Work to complete
Starting at the first line of the listing below, retype each line up to and including the one that contains "178px 125px 90px". Leave pictures out.

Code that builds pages
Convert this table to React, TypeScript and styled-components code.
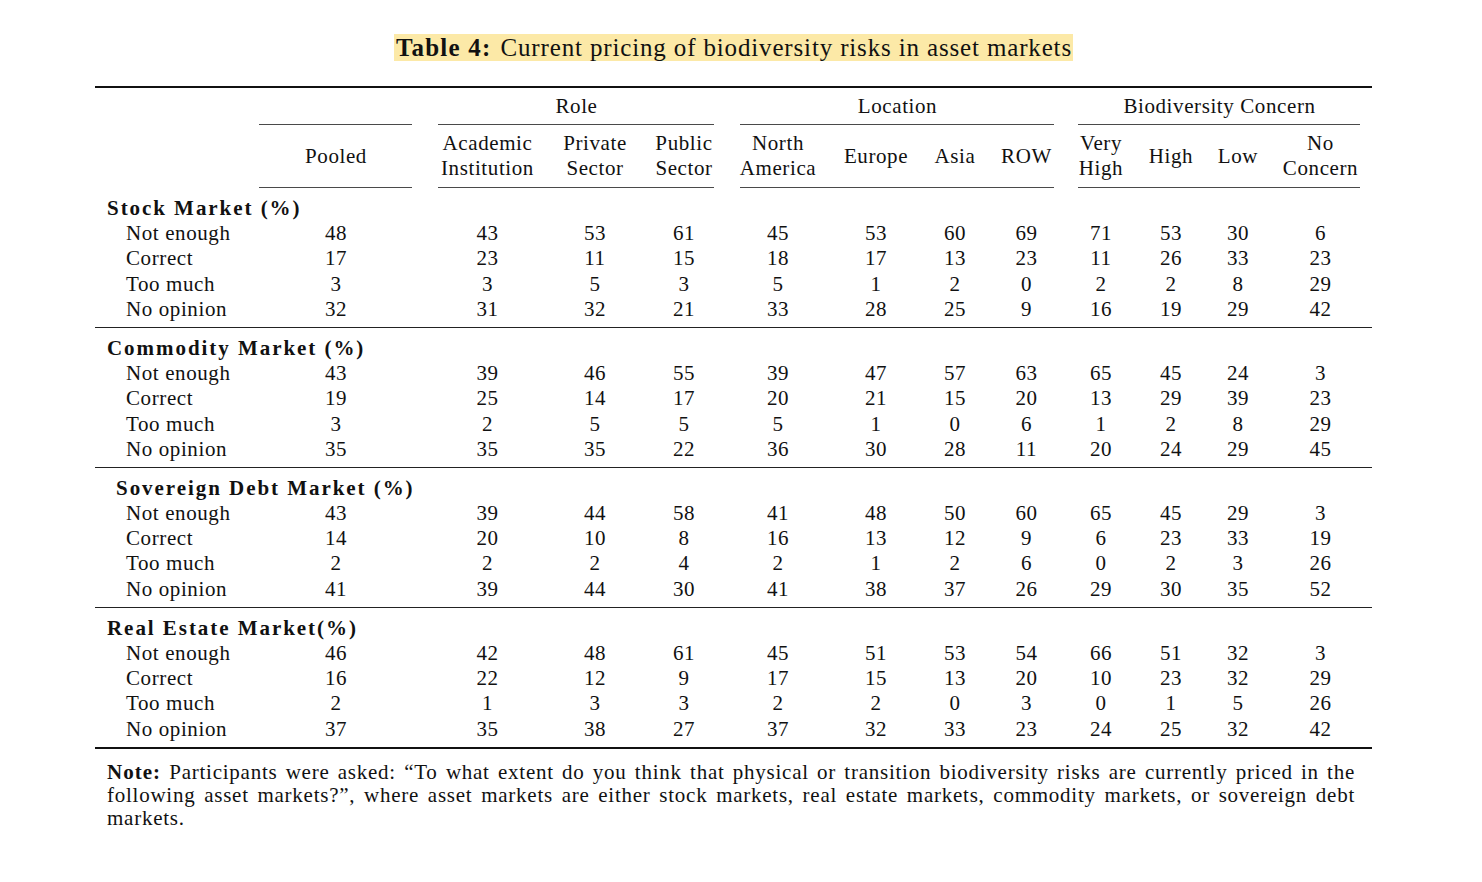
import React from "react";
import styled, { createGlobalStyle } from "styled-components";

const GlobalStyle = createGlobalStyle`
  html, body { margin: 0; padding: 0; background: #ffffff; }
  body {
    font-family: "Liberation Serif", "Times New Roman", serif;
    color: #111;
    -webkit-font-smoothing: antialiased;
  }
`;

const COLS = "152px 178px 125px 90px 88px 100px 96px 62px 81px 68px 72px 62px 103px";

const Page = styled.div`
  padding: 33px 0 40px 95px;
  width: 1277px;
`;

const Caption = styled.div`
  text-align: center;
  font-size: 25px;
  line-height: 29px;
  letter-spacing: 0.85px;
`;

const Highlight = styled.span`
  background: #fce9a7;
  padding: 0 1px 0 2px;
`;

const CaptionLabel = styled.b`
  font-weight: 700;
  letter-spacing: 1.2px;
  margin-right: 9px;
`;

const Table = styled.div`
  margin-top: 24px;
  border-top: 2px solid #111;
  border-bottom: 2px solid #111;
  font-size: 21px;
  letter-spacing: 0.6px;
`;

const HeaderLayout = styled.div`
  display: grid;
  grid-template-columns: 152px 178px 303px 339px 305px;
`;

const HeaderGroup = styled.div`
  display: flex;
  flex-direction: column;
`;

const GroupTitle = styled.div`
  height: 36px;
  padding-top: 6px;
  box-sizing: border-box;
  line-height: 25px;
  text-align: center;
`;

const GroupRule = styled.div<{ $l: number; $r: number }>`
  margin: 0 ${(p) => p.$r}px 0 ${(p) => p.$l}px;
  border-top: 1px solid #4a4a4a;
`;

const SubHeaders = styled.div<{ $cols: string }>`
  display: grid;
  grid-template-columns: ${(p) => p.$cols};
  padding: 6px 0 6px;
  height: 62px;
  box-sizing: border-box;
`;

const SubHeader = styled.div`
  display: flex;
  align-items: center;
  justify-content: center;
  text-align: center;
  line-height: 25px;
`;

const Block = styled.div<{ $last?: boolean }>`
  padding: 8px 0 5px;
  border-bottom: ${(p) => (p.$last ? "none" : "1px solid #222")};
`;

const Row = styled.div`
  display: grid;
  grid-template-columns: ${COLS};
  line-height: 25.2px;
  height: 25.2px;
`;

const SectionLabel = styled.div<{ $indent: number }>`
  grid-column: 1 / -1;
  padding-left: ${(p) => p.$indent}px;
  font-weight: 700;
  letter-spacing: 1.95px;
  white-space: nowrap;
`;

const ItemLabel = styled.div`
  padding-left: 31px;
  white-space: nowrap;
`;

const Num = styled.div`
  text-align: center;
`;

const Note = styled.div`
  margin-top: 12px;
  padding: 0 17px 0 12px;
  font-size: 21px;
  line-height: 23px;
  letter-spacing: 0.75px;
`;

const NoteLine = styled.div<{ $justify?: boolean }>`
  text-align: ${(p) => (p.$justify ? "justify" : "left")};
  text-align-last: ${(p) => (p.$justify ? "justify" : "left")};
  white-space: nowrap;
`;

const NoteLabel = styled.b`
  font-weight: 700;
  letter-spacing: 1px;
`;

type Section = { title: string; indent: number; rows: [string, number[]][] };

const sections: Section[] = [
  {
    title: "Stock Market (%)",
    indent: 12,
    rows: [
      ["Not enough", [48, 43, 53, 61, 45, 53, 60, 69, 71, 53, 30, 6]],
      ["Correct", [17, 23, 11, 15, 18, 17, 13, 23, 11, 26, 33, 23]],
      ["Too much", [3, 3, 5, 3, 5, 1, 2, 0, 2, 2, 8, 29]],
      ["No opinion", [32, 31, 32, 21, 33, 28, 25, 9, 16, 19, 29, 42]],
    ],
  },
  {
    title: "Commodity Market (%)",
    indent: 12,
    rows: [
      ["Not enough", [43, 39, 46, 55, 39, 47, 57, 63, 65, 45, 24, 3]],
      ["Correct", [19, 25, 14, 17, 20, 21, 15, 20, 13, 29, 39, 23]],
      ["Too much", [3, 2, 5, 5, 5, 1, 0, 6, 1, 2, 8, 29]],
      ["No opinion", [35, 35, 35, 22, 36, 30, 28, 11, 20, 24, 29, 45]],
    ],
  },
  {
    title: "Sovereign Debt Market (%)",
    indent: 21,
    rows: [
      ["Not enough", [43, 39, 44, 58, 41, 48, 50, 60, 65, 45, 29, 3]],
      ["Correct", [14, 20, 10, 8, 16, 13, 12, 9, 6, 23, 33, 19]],
      ["Too much", [2, 2, 2, 4, 2, 1, 2, 6, 0, 2, 3, 26]],
      ["No opinion", [41, 39, 44, 30, 41, 38, 37, 26, 29, 30, 35, 52]],
    ],
  },
  {
    title: "Real Estate Market(%)",
    indent: 12,
    rows: [
      ["Not enough", [46, 42, 48, 61, 45, 51, 53, 54, 66, 51, 32, 3]],
      ["Correct", [16, 22, 12, 9, 17, 15, 13, 20, 10, 23, 32, 29]],
      ["Too much", [2, 1, 3, 3, 2, 2, 0, 3, 0, 1, 5, 26]],
      ["No opinion", [37, 35, 38, 27, 37, 32, 33, 23, 24, 25, 32, 42]],
    ],
  },
];

type Group = { title: string; cols: string; l: number; r: number; heads: React.ReactNode[] };

const groups: Group[] = [
  { title: "", cols: "178px", l: 12, r: 13, heads: ["Pooled"] },
  {
    title: "Role",
    cols: "125px 90px 88px",
    l: 13,
    r: 14,
    heads: [
      <>Academic<br />Institution</>,
      <>Private<br />Sector</>,
      <>Public<br />Sector</>,
    ],
  },
  {
    title: "Location",
    cols: "100px 96px 62px 81px",
    l: 12,
    r: 13,
    heads: [<>North<br />America</>, "Europe", "Asia", "ROW"],
  },
  {
    title: "Biodiversity Concern",
    cols: "68px 72px 62px 103px",
    l: 11,
    r: 12,
    heads: [<>Very<br />High</>, "High", "Low", <>No<br />Concern</>],
  },
];

export default function App() {
  return (
    <Page>
      <GlobalStyle />
      <Caption>
        <Highlight>
          <CaptionLabel>Table 4:</CaptionLabel>Current pricing of biodiversity risks in asset markets
        </Highlight>
      </Caption>
      <Table>
        <HeaderLayout>
          <div />
          {groups.map((g, gi) => (
            <HeaderGroup key={gi}>
              <GroupTitle>{g.title}</GroupTitle>
              <GroupRule $l={g.l} $r={g.r} />
              <SubHeaders $cols={g.cols}>
                {g.heads.map((h, hi) => (
                  <SubHeader key={hi}>
                    <span>{h}</span>
                  </SubHeader>
                ))}
              </SubHeaders>
              <GroupRule $l={g.l} $r={g.r} />
            </HeaderGroup>
          ))}
        </HeaderLayout>
        {sections.map((s, si) => (
          <Block key={si} $last={si === sections.length - 1}>
            <Row>
              <SectionLabel $indent={s.indent}>{s.title}</SectionLabel>
            </Row>
            {s.rows.map(([label, vals], ri) => (
              <Row key={ri}>
                <ItemLabel>{label}</ItemLabel>
                {vals.map((v, vi) => (
                  <Num key={vi}>{v}</Num>
                ))}
              </Row>
            ))}
          </Block>
        ))}
      </Table>
      <Note>
        <NoteLine $justify>
          <NoteLabel>Note:</NoteLabel> Participants were asked: “To what extent do you think that physical or
          transition biodiversity risks are currently priced in the
        </NoteLine>
        <NoteLine $justify>
          following asset markets?”, where asset markets are either stock markets, real estate markets,
          commodity markets, or sovereign debt
        </NoteLine>
        <NoteLine>markets.</NoteLine>
      </Note>
    </Page>
  );
}
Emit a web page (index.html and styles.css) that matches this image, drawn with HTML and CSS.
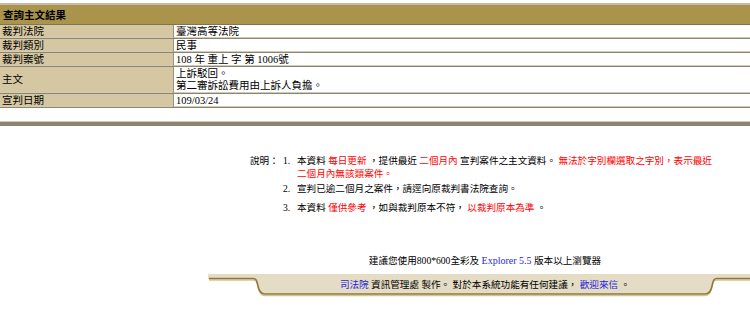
FILE: index.html
```html
<!DOCTYPE html>
<html lang="zh-Hant">
<head>
    <meta charset="UTF-8">
    <title>查詢主文結果</title>
    <link rel="stylesheet" href="styles.css">
</head>
<body>
<!--    查詢結果-->
<table class="result">
    <tr>
        <th colspan="2">查詢主文結果</th>
    </tr>
    <tr>
        <td class="label">裁判法院</td>
        <td>臺灣高等法院</td>
    </tr>
    <tr>
        <td class="label">裁判類別</td>
        <td>民事</td>
    </tr>
    <tr>
        <td class="label">裁判案號</td>
        <td>108 年 重上 字 第 1006號</td>
    </tr>
    <tr class="multi">
        <td class="label">主文</td>
        <td>上訴駁回。<br>第二審訴訟費用由上訴人負擔。</td>
    </tr>
    <tr>
        <td class="label">宣判日期</td>
        <td>109/03/24</td>
    </tr>
    <tr class="blank">
        <td colspan="2"></td>
    </tr>
</table>

<!--    說明-->
<div class="notes">
    <div class="notesTitle">說明：</div>
    <ol class="noteList">
        <li class="item1">
            <span class="num">1.</span>
            <span>本資料 <em>每日更新</em> ，提供最近 <em>二個月內</em> 宣判案件之主文資料。 <em>無法於字別欄選取之字別，表示最近<br>二個月內無該類案件。</em></span>
        </li>
        <li class="item2">
            <span class="num">2.</span>
            <span>宣判已逾二個月之案件，請逕向原裁判書法院查詢。</span>
        </li>
        <li class="item3">
            <span class="num">3.</span>
            <span>本資料 <em>僅供參考</em> ，如與裁判原本不符， <em>以裁判原本為準</em> 。</span>
        </li>
    </ol>
</div>

<!--    頁尾-->
<div class="foot">
    <p class="browser">建議您使用800*600全彩及 <a class="ie">Explorer 5.5</a> 版本以上瀏覽器</p>
    <div class="bar">
        <svg class="barShape" width="554" height="24" viewBox="0 0 554 24">
            <rect x="0" y="0" width="554" height="5" fill="#f1ece0"/>
            <path d="M0 0 H554 V5 H509 C505 5 505 8 504 12 C503 17 501 20 497 20 H57 C53 20 51 17 50 12 C49 8 49 5 45 5 H0 Z" fill="#e5dcc5"/>
            <path d="M1 6 H45 C49 6 49 9 50 13 C51 18 53 21.5 57 21.5 H497 C501 21.5 503 18 504 13 C505 9 505 6 509 6 H554" fill="none" stroke="#d2c49a" stroke-width="1.5"/>
            <path d="M1 4.5 H45 C49 4.5 49 8 50 12 C51 17 53 20 57 20 H497 C501 20 503 17 504 12 C505 8 505 4.5 509 4.5 H554" fill="none" stroke="#8f7838" stroke-width="1.5"/>
        </svg>
        <p class="barText"><a>司法院</a> 資訊管理處 製作。 對於本系統功能有任何建議， <a>歡迎來信</a> 。</p>
    </div>
</div>
</body>
</html>
```

FILE: styles.css
```css
body{
    margin: 0;
    padding-top: 3px;
    font-family: "Liberation Serif", "Noto Sans CJK TC", serif;
    color: #000;
    background: #fff;
}
/*查詢結果表格*/
.result{
    width: 100%;
    border-collapse: separate;
    border-spacing: 0;
    border-bottom: 3px solid #8c8670;
    font-size: 10.5px;
}
.result th{
    height: 19px;
    padding: 0 3px;
    text-align: left;
    font-size: 10.5px;
    font-weight: bold;
    background: #aa944c;
    border-top: 2px solid #c4bca6;
    border-bottom: 1px solid #7e7450;
}
.result td{
    height: 13px;
    padding: 0 2px;
    line-height: 12px;
    vertical-align: middle;
    border-bottom: 1px solid #8a8470;
    box-shadow: inset 0 -1px #d2cbb6;
}
.result td.label{
    width: 169px;
    background: #d5c7a2;
    border-right: 1px solid #9a927a;
}
.result .multi td{
    height: 26px;
    line-height: 12.5px;
}
.result .blank td{
    height: 14px;
}
/*說明*/
.notes{
    display: flex;
    margin: 28px 0 0 250px;
    font-size: 9.6px;
    line-height: 13px;
}
.notesTitle{
    width: 33px;
}
.noteList{
    margin: 0;
    padding: 0;
    list-style: none;
}
.noteList li{
    display: flex;
    white-space: nowrap;
}
.noteList .num{
    width: 14px;
}
.noteList em{
    font-style: normal;
    color: #f00;
}
.item2{
    margin-top: 2px;
}
.item3{
    margin-top: 6px;
}
/*頁尾*/
.foot{
    width: 554px;
    margin: 40px 0 0 208px;
    font-size: 9.6px;
    text-align: center;
}
.browser{
    margin: 0;
    line-height: 13px;
}
.ie{
    color: #1f1fe0;
    font-size: 10px;
}
.bar{
    display: grid;
    margin-top: 7px;
}
.barShape,.barText{
    grid-area: 1 / 1;
}
.barShape{
    display: block;
}
.barText{
    margin: 0;
    line-height: 22px;
}
.barText a{
    color: #1f1fe0;
}
```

Solution to this exercise
Convert this table to React, TypeScript and styled-components code.
import React from "react";
import styled, { createGlobalStyle } from "styled-components";

const GlobalStyle = createGlobalStyle`
  html, body { margin: 0; padding: 0; background: #ffffff; }
  body {
    font-family: "Liberation Serif", "Times New Roman", serif;
    color: #111;
    -webkit-font-smoothing: antialiased;
  }
`;

const COLS = "152px 178px 125px 90px 88px 100px 96px 62px 81px 68px 72px 62px 103px";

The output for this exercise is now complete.